→ **COLLECTED MATERIAL**:
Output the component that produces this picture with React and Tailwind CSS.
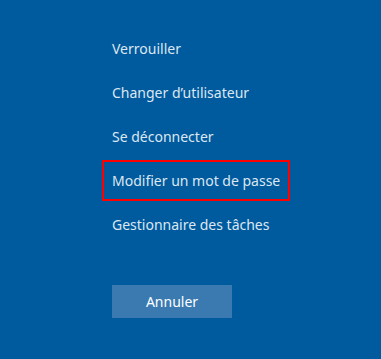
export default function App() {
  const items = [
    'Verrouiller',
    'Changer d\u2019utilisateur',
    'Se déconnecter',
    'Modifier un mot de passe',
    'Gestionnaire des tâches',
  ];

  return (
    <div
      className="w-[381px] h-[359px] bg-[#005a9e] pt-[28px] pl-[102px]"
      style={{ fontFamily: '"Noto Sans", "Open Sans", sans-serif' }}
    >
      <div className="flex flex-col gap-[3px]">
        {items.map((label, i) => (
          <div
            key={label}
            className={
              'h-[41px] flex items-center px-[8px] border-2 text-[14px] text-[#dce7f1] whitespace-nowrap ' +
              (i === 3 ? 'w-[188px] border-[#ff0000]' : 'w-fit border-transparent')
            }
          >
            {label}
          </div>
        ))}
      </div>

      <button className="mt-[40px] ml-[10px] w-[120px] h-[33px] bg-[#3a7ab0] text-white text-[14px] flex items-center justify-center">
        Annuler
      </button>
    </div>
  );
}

→ **DO THIS**: Repeat verbatim all the material, but not the pictures.

→ **WORKED ANSWER**:
Output the component that produces this picture with React and Tailwind CSS.
export default function App() {
  const items = [
    'Verrouiller',
    'Changer d\u2019utilisateur',
    'Se déconnecter',
    'Modifier un mot de passe',
    'Gestionnaire des tâches',
  ];

  return (
    <div
      className="w-[381px] h-[359px] bg-[#005a9e] pt-[28px] pl-[102px]"
      style={{ fontFamily: '"Noto Sans", "Open Sans", sans-serif' }}
    >
      <div className="flex flex-col gap-[3px]">
        {items.map((label, i) => (
          <div
            key={label}
            className={
              'h-[41px] flex items-center px-[8px] border-2 text-[14px] text-[#dce7f1] whitespace-nowrap ' +
              (i === 3 ? 'w-[188px] border-[#ff0000]' : 'w-fit border-transparent')
            }
          >
            {label}
          </div>
        ))}
      </div>

      <button className="mt-[40px] ml-[10px] w-[120px] h-[33px] bg-[#3a7ab0] text-white text-[14px] flex items-center justify-center">
        Annuler
      </button>
    </div>
  );
}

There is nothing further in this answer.